### Written problem
Leave out the pictures and copy everything else below exactly.

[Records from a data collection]
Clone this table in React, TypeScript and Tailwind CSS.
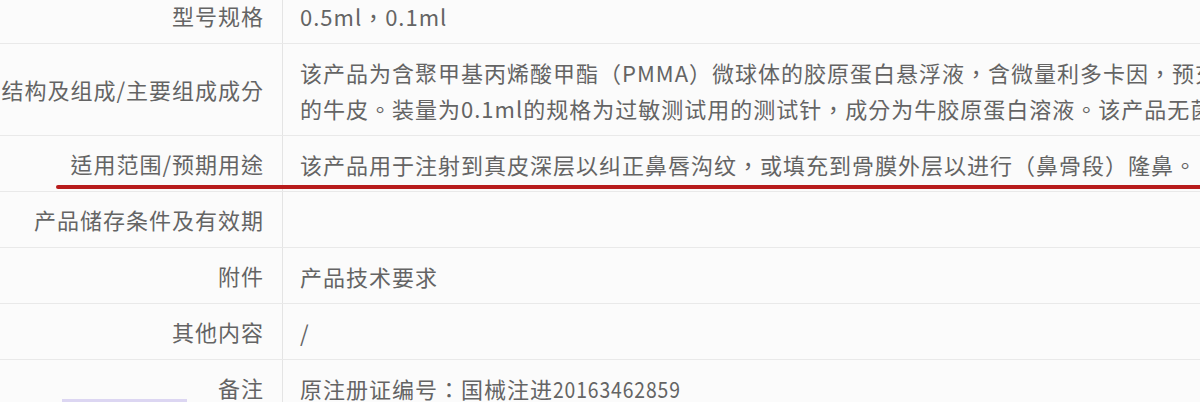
import React from "react";

interface Row {
  label: string;
  lines: React.ReactNode[];
  tall?: boolean;
}

const rows: Row[] = [
  { label: "型号规格", lines: ["0.5ml，0.1ml"] },
  {
    label: "结构及组成/主要组成成分",
    lines: [
      "该产品为含聚甲基丙烯酸甲酯（PMMA）微球体的胶原蛋白悬浮液，含微量利多卡因，预充于注射器中。",
      "的牛皮。装量为0.1ml的规格为过敏测试用的测试针，成分为牛胶原蛋白溶液。该产品无菌、无热原。",
    ],
    tall: true,
  },
  {
    label: "适用范围/预期用途",
    lines: ["该产品用于注射到真皮深层以纠正鼻唇沟纹，或填充到骨膜外层以进行（鼻骨段）隆鼻。"],
  },
  { label: "产品储存条件及有效期", lines: [""] },
  { label: "附件", lines: ["产品技术要求"] },
  { label: "其他内容", lines: ["/"] },
  {
    label: "备注",
    lines: [
      <>
        原注册证编号：国械注进
        <span className="inline-block origin-left scale-x-[0.88]">20163462859</span>
      </>,
    ],
  },
];

const TableRow = ({ row }: { row: Row }) => (
  <div
    className={`grid grid-cols-[283px_1fr] border-b border-[#e9e9e9] ${
      row.tall ? "h-[92px]" : "h-[56px]"
    }`}
  >
    <div className="flex items-center justify-end pr-[18px] border-r border-[#e4e4e4] whitespace-nowrap">
      {row.label}
    </div>
    <div className="flex flex-col justify-center pl-[17px] overflow-hidden whitespace-nowrap leading-[36px]">
      {row.lines.map((line, i) => (
        <div key={i}>{line}</div>
      ))}
    </div>
  </div>
);

export default function App() {
  return (
    <div
      className="relative w-[1200px] h-[402px] overflow-hidden bg-[#fbfbfb] text-[22px] tracking-[1px] text-[#646464]"
      style={{ fontFamily: '"Noto Sans CJK TC", "Noto Sans CJK SC", sans-serif' }}
    >
      <div className="-mt-[12px]">
        {rows.map((row) => (
          <TableRow key={row.label} row={row} />
        ))}
      </div>
      {/* red annotation underline */}
      <div className="absolute left-[56px] top-[185px] w-[1160px] h-[4px] rounded-full bg-[#b81c1c]" />
      <div className="absolute left-[62px] top-[399px] w-[125px] h-[3px] bg-[#dcd6f2]" />
    </div>
  );
}
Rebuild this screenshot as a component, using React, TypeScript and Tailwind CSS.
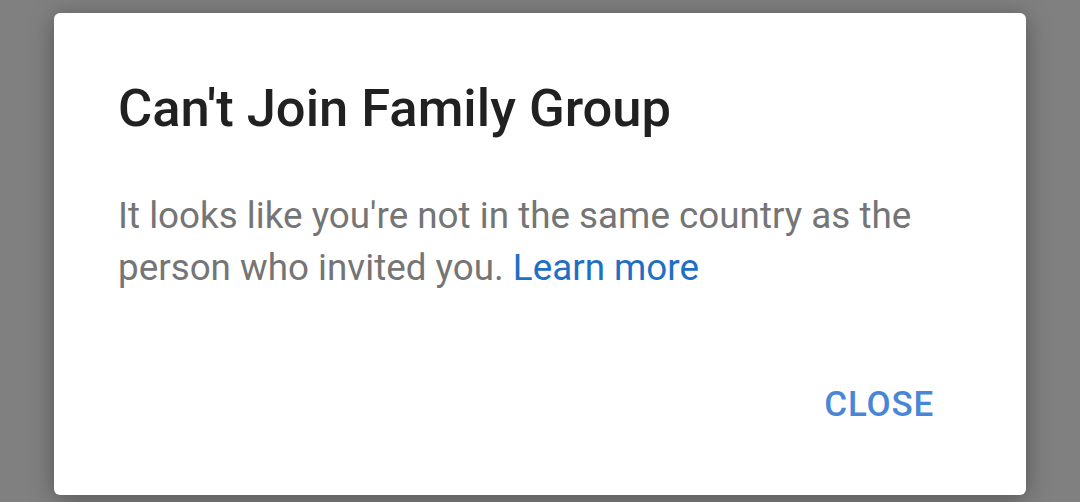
export default function App() {
  return (
    <div
      className="w-[1080px] h-[502px] bg-[#808080] overflow-hidden pt-[13px] pl-[54px]"
      style={{ fontFamily: "Roboto, 'Noto Sans', sans-serif" }}
    >
      <div className="w-[972px] h-[482px] bg-white rounded-[6px] shadow-[0_4px_24px_rgba(0,0,0,0.35)] flex flex-col pl-[64px] pr-[92px] pt-[65px]">
        <h1 className="text-[52.5px] leading-[60px] font-medium text-[#212121]">
          Can't Join Family Group
        </h1>
        <p className="mt-[52px] text-[36.8px] leading-[52px] text-[#757575]">
          It looks like you're not in the same country as the person who
          invited you. <span className="text-[#1f6fc5]">Learn more</span>
        </p>
        <div className="flex justify-end mt-[91px]">
          <span className="text-[35px] leading-[40px] font-medium tracking-[0.8px] text-[#4a86d8]">
            CLOSE
          </span>
        </div>
      </div>
    </div>
  );
}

### Right answer
Clone this table in React, TypeScript and Tailwind CSS.
import React from "react";

interface Row {
  label: string;
  lines: React.ReactNode[];
  tall?: boolean;
}

const rows: Row[] = [
  { label: "型号规格", lines: ["0.5ml，0.1ml"] },
  {
    label: "结构及组成/主要组成成分",
    lines: [
      "该产品为含聚甲基丙烯酸甲酯（PMMA）微球体的胶原蛋白悬浮液，含微量利多卡因，预充于注射器中。",
      "的牛皮。装量为0.1ml的规格为过敏测试用的测试针，成分为牛胶原蛋白溶液。该产品无菌、无热原。",
    ],
    tall: true,
  },
  {
    label: "适用范围/预期用途",
    lines: ["该产品用于注射到真皮深层以纠正鼻唇沟纹，或填充到骨膜外层以进行（鼻骨段）隆鼻。"],
  },
  { label: "产品储存条件及有效期", lines: [""] },
  { label: "附件", lines: ["产品技术要求"] },
  { label: "其他内容", lines: ["/"] },
  {
    label: "备注",
    lines: [
      <>
        原注册证编号：国械注进
        <span className="inline-block origin-left scale-x-[0.88]">20163462859</span>
      </>,
    ],
  },
];

const TableRow = ({ row }: { row: Row }) => (
  <div
    className={`grid grid-cols-[283px_1fr] border-b border-[#e9e9e9] ${
      row.tall ? "h-[92px]" : "h-[56px]"
    }`}
  >
    <div className="flex items-center justify-end pr-[18px] border-r border-[#e4e4e4] whitespace-nowrap">
      {row.label}
    </div>
    <div className="flex flex-col justify-center pl-[17px] overflow-hidden whitespace-nowrap leading-[36px]">
      {row.lines.map((line, i) => (
        <div key={i}>{line}</div>
      ))}
    </div>
  </div>
);

export default function App() {
  return (
    <div
      className="relative w-[1200px] h-[402px] overflow-hidden bg-[#fbfbfb] text-[22px] tracking-[1px] text-[#646464]"
      style={{ fontFamily: '"Noto Sans CJK TC", "Noto Sans CJK SC", sans-serif' }}
    >
      <div className="-mt-[12px]">
        {rows.map((row) => (
          <TableRow key={row.label} row={row} />
        ))}
      </div>
      {/* red annotation underline */}
      <div className="absolute left-[56px] top-[185px] w-[1160px] h-[4px] rounded-full bg-[#b81c1c]" />
      <div className="absolute left-[62px] top-[399px] w-[125px] h-[3px] bg-[#dcd6f2]" />
    </div>
  );
}
Rebuild this screenshot as a component, using React, TypeScript and Tailwind CSS.
export default function App() {
  return (
    <div
      className="w-[1080px] h-[502px] bg-[#808080] overflow-hidden pt-[13px] pl-[54px]"
      style={{ fontFamily: "Roboto, 'Noto Sans', sans-serif" }}
    >
      <div className="w-[972px] h-[482px] bg-white rounded-[6px] shadow-[0_4px_24px_rgba(0,0,0,0.35)] flex flex-col pl-[64px] pr-[92px] pt-[65px]">
        <h1 className="text-[52.5px] leading-[60px] font-medium text-[#212121]">
          Can't Join Family Group
        </h1>
        <p className="mt-[52px] text-[36.8px] leading-[52px] text-[#757575]">
          It looks like you're not in the same country as the person who
          invited you. <span className="text-[#1f6fc5]">Learn more</span>
        </p>
        <div className="flex justify-end mt-[91px]">
          <span className="text-[35px] leading-[40px] font-medium tracking-[0.8px] text-[#4a86d8]">
            CLOSE
          </span>
        </div>
      </div>
    </div>
  );
}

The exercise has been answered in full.